We should not underestimate how difficult it can be to acquire and to act with compassion.  The difficulties are twofold: from sin and from external constraints.  We are all susceptible, to different degrees, to the temptations of inattentiveness, impatience, laziness, irritation, fear and even hard-heartedness.  Such temptations are stronger when we are tired or under pressure.  Growth in the virtues involves learning how to avoid or resist such temptations, so that their power over us is gradually weakened.  In addition, external constraints, for example inappropriate targets, shortage of staff or a poor ethos in our place of work, increase the temptations to give in to our weaknesses.  For this reason it is very important that the structures and patterns of work within the healthcare profession support rather than undermine the development of compassion and other virtues.

Finally, St Thomas, in keeping with Catholic tradition, teaches that grace builds on nature.  Christian believers are likely to recognise the exceptional gentleness, humility, kindness and compassion of certain people as due to the effects of prayer and grace.  Grace acts to heal the effects of sinfulness in someone and thus to enhance their ability to develop virtues.  However, such graced compassion works through, not against, our natural temperaments and the human processes of learning and teaching.  Grace is indeed a gift, and cannot be taught.  For this reason no programme or planning could produce exceptionally compassionate individuals.  However, teaching (including example) can develop the ordinary human potential for compassion in each individual.

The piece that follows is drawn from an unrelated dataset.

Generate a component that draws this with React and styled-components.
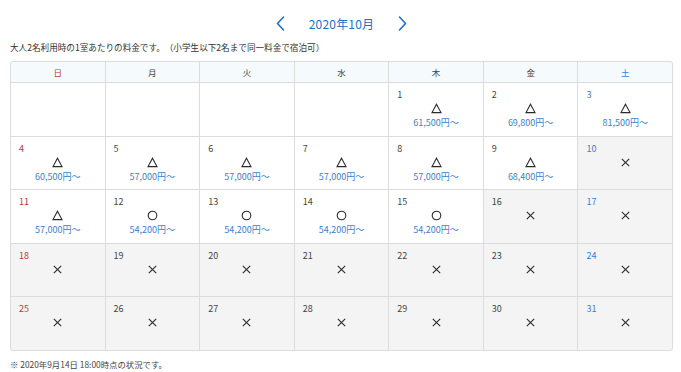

Responses to the arguments against

Response to Objection 1) It is true that childhood is very important in forming character.  Someone whose childhood experiences have significantly damaged their capacity for compassion is unlikely to be suitable to work in healthcare.  Again, there may be a few people who are naturally unsympathetic, so that healthcare would not be their vocation.  However, because compassion is developed through experience, it is something that we can continue to learn throughout adulthood.  People in their twenties, thirties and even forties may often develop significantly in this respect.

Response to Objection 2) This objection points very properly to the dangers of a ‘tick-box mentality’.  Protocols, rules and regulations can never teach compassion on their own; their proper function is as prompt or reminder of what a good practioner knows should be done and already wants to do.  If well used they can provide a useful tool for the teaching of compassion, which takes place primarily through the example, encouragement and guidance of inspiring individuals and a healthy collective culture. 

Response to Objection 3) True compassion integrates feelings and emotions with principles into a compassionate disposition from which compassionate actions flow, in the way explained above.

Response to Objection 4) Although assessment through measuring is sometimes a useful adjunct to teaching, this is not so in all cases.  Therefore, it would be a mistake to try to audit the results of teaching compassion, especially by attempting to measure them.

Response to Objection 5) The exceptional compassion given by grace is a gift.  However, a natural capacity for compassion can be developed through education, when this is mediated by good role models and a positive collective ethos.